===== Dataset content

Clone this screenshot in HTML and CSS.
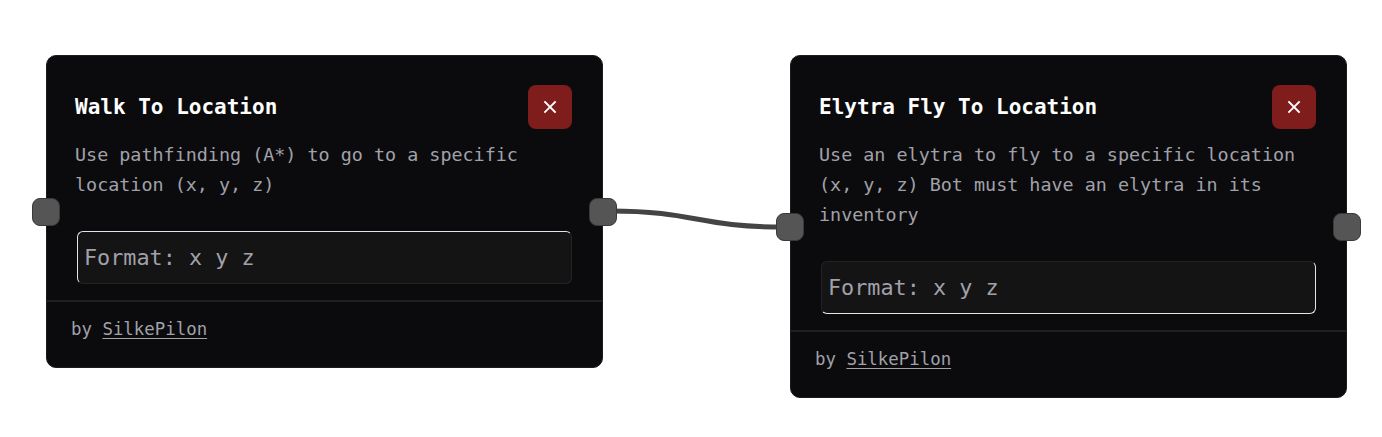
FILE: index.html
```html
<!DOCTYPE html>
<html lang="en">
<head>
<meta charset="utf-8">
<title>Flow</title>
<link rel="stylesheet" href="styles.css">
</head>
<body>
<div class="canvas">
  <svg class="edges" width="1382" height="437" viewBox="0 0 1382 437">
    <path d="M 610 211 C 696 211, 697 227, 783 227" class="edge"/>
  </svg>

  <div class="node node-a">
    <span class="handle handle-in"></span>
    <div class="node-body">
      <div class="node-head">
        <h2 class="node-title">Walk To Location</h2>
        <button class="close" aria-label="Remove">
          <svg width="14" height="14" viewBox="0 0 14 14"><path d="M2 2 L12 12 M12 2 L2 12" stroke="#fff" stroke-width="1.8" stroke-linecap="square"/></svg>
        </button>
      </div>
      <p class="node-desc">Use pathfinding (A*) to go to a specific location (x, y, z)</p>
      <div class="field field-a">Format: x y z</div>
    </div>
    <div class="node-foot">by <a href="#">SilkePilon</a></div>
    <span class="handle handle-out"></span>
  </div>

  <div class="node node-b">
    <span class="handle handle-in"></span>
    <div class="node-body">
      <div class="node-head">
        <h2 class="node-title">Elytra Fly To Location</h2>
        <button class="close" aria-label="Remove">
          <svg width="14" height="14" viewBox="0 0 14 14"><path d="M2 2 L12 12 M12 2 L2 12" stroke="#fff" stroke-width="1.8" stroke-linecap="square"/></svg>
        </button>
      </div>
      <p class="node-desc">Use an elytra to fly to a specific location (x, y, z) Bot must have an elytra in its inventory</p>
      <div class="field field-b">Format: x y z</div>
    </div>
    <div class="node-foot">by <a href="#">SilkePilon</a></div>
    <span class="handle handle-out"></span>
  </div>
</div>
</body>
</html>
```

FILE: styles.css
```css
* { box-sizing: border-box; }
html, body { margin: 0; padding: 0; background: #ffffff; }
body { font-family: "DejaVu Sans Mono", "Liberation Mono", monospace; }

.canvas { position: relative; width: 1382px; height: 437px; overflow: hidden; }

.edges { position: absolute; left: 0; top: 0; }
.edge { fill: none; stroke: #444444; stroke-width: 5; }

.node {
  position: absolute;
  top: 55px;
  width: 557px;
  background: #0b0b0d;
  border: 1px solid #1c1c1f;
  border-radius: 10px;
}
.node-a { left: 46px; }
.node-b { left: 790px; }

.node-body { padding: 29px 30px 16px 28px; }

.node-head {
  display: flex;
  align-items: center;
  justify-content: space-between;
  height: 44px;
}
.node-title {
  margin: 0;
  font-size: 21px;
  font-weight: bold;
  color: #ffffff;
  letter-spacing: 0;
}
.close {
  width: 44px;
  height: 44px;
  border: none;
  border-radius: 8px;
  background: #7f1d1d;
  display: flex;
  align-items: center;
  justify-content: center;
  padding: 0;
}

.node-desc {
  margin: 11px 0 0 0;
  font-size: 18.4px;
  line-height: 30px;
  color: #a1a1aa;
}

.field {
  margin: 31px 0 0 2px;
  height: 53px;
  background: #141414;
  border-radius: 6px;
  border: 1px solid #232326;
  padding-left: 6px;
  display: flex;
  align-items: center;
  font-size: 21.8px;
  color: #a1a1aa;
}
.field-a { border-top-color: #e5e5e5; border-left-color: #e5e5e5; }
.field-b { border-bottom-color: #e5e5e5; border-right-color: #e5e5e5; }

.node-foot {
  border-top: 2px solid #202023;
  padding: 15px 26px 26px 24px;
  font-size: 17.4px;
  line-height: 24px;
  color: #a1a1aa;
}
.node-foot a { color: #a1a1aa; text-decoration: underline; text-underline-offset: 3px; }

.handle {
  position: absolute;
  top: 50%;
  width: 28px;
  height: 28px;
  margin-top: -14px;
  background: #555555;
  border: 1px solid #3a3a3a;
  border-radius: 8px;
}
.handle-in { left: -15px; }
.handle-out { right: -15px; }
```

==========

Task requirements =
Reproduce the whole listing word for word, setting aside any pictures.

Result =
Clone this screenshot in HTML and CSS.
FILE: index.html
```html
<!DOCTYPE html>
<html lang="en">
<head>
<meta charset="utf-8">
<title>Flow</title>
<link rel="stylesheet" href="styles.css">
</head>
<body>
<div class="canvas">
  <svg class="edges" width="1382" height="437" viewBox="0 0 1382 437">
    <path d="M 610 211 C 696 211, 697 227, 783 227" class="edge"/>
  </svg>

  <div class="node node-a">
    <span class="handle handle-in"></span>
    <div class="node-body">
      <div class="node-head">
        <h2 class="node-title">Walk To Location</h2>
        <button class="close" aria-label="Remove">
          <svg width="14" height="14" viewBox="0 0 14 14"><path d="M2 2 L12 12 M12 2 L2 12" stroke="#fff" stroke-width="1.8" stroke-linecap="square"/></svg>
        </button>
      </div>
      <p class="node-desc">Use pathfinding (A*) to go to a specific location (x, y, z)</p>
      <div class="field field-a">Format: x y z</div>
    </div>
    <div class="node-foot">by <a href="#">SilkePilon</a></div>
    <span class="handle handle-out"></span>
  </div>

  <div class="node node-b">
    <span class="handle handle-in"></span>
    <div class="node-body">
      <div class="node-head">
        <h2 class="node-title">Elytra Fly To Location</h2>
        <button class="close" aria-label="Remove">
          <svg width="14" height="14" viewBox="0 0 14 14"><path d="M2 2 L12 12 M12 2 L2 12" stroke="#fff" stroke-width="1.8" stroke-linecap="square"/></svg>
        </button>
      </div>
      <p class="node-desc">Use an elytra to fly to a specific location (x, y, z) Bot must have an elytra in its inventory</p>
      <div class="field field-b">Format: x y z</div>
    </div>
    <div class="node-foot">by <a href="#">SilkePilon</a></div>
    <span class="handle handle-out"></span>
  </div>
</div>
</body>
</html>
```

FILE: styles.css
```css
* { box-sizing: border-box; }
html, body { margin: 0; padding: 0; background: #ffffff; }
body { font-family: "DejaVu Sans Mono", "Liberation Mono", monospace; }

.canvas { position: relative; width: 1382px; height: 437px; overflow: hidden; }

.edges { position: absolute; left: 0; top: 0; }
.edge { fill: none; stroke: #444444; stroke-width: 5; }

.node {
  position: absolute;
  top: 55px;
  width: 557px;
  background: #0b0b0d;
  border: 1px solid #1c1c1f;
  border-radius: 10px;
}
.node-a { left: 46px; }
.node-b { left: 790px; }

.node-body { padding: 29px 30px 16px 28px; }

.node-head {
  display: flex;
  align-items: center;
  justify-content: space-between;
  height: 44px;
}
.node-title {
  margin: 0;
  font-size: 21px;
  font-weight: bold;
  color: #ffffff;
  letter-spacing: 0;
}
.close {
  width: 44px;
  height: 44px;
  border: none;
  border-radius: 8px;
  background: #7f1d1d;
  display: flex;
  align-items: center;
  justify-content: center;
  padding: 0;
}

.node-desc {
  margin: 11px 0 0 0;
  font-size: 18.4px;
  line-height: 30px;
  color: #a1a1aa;
}

.field {
  margin: 31px 0 0 2px;
  height: 53px;
  background: #141414;
  border-radius: 6px;
  border: 1px solid #232326;
  padding-left: 6px;
  display: flex;
  align-items: center;
  font-size: 21.8px;
  color: #a1a1aa;
}
.field-a { border-top-color: #e5e5e5; border-left-color: #e5e5e5; }
.field-b { border-bottom-color: #e5e5e5; border-right-color: #e5e5e5; }

.node-foot {
  border-top: 2px solid #202023;
  padding: 15px 26px 26px 24px;
  font-size: 17.4px;
  line-height: 24px;
  color: #a1a1aa;
}
.node-foot a { color: #a1a1aa; text-decoration: underline; text-underline-offset: 3px; }

.handle {
  position: absolute;
  top: 50%;
  width: 28px;
  height: 28px;
  margin-top: -14px;
  background: #555555;
  border: 1px solid #3a3a3a;
  border-radius: 8px;
}
.handle-in { left: -15px; }
.handle-out { right: -15px; }
```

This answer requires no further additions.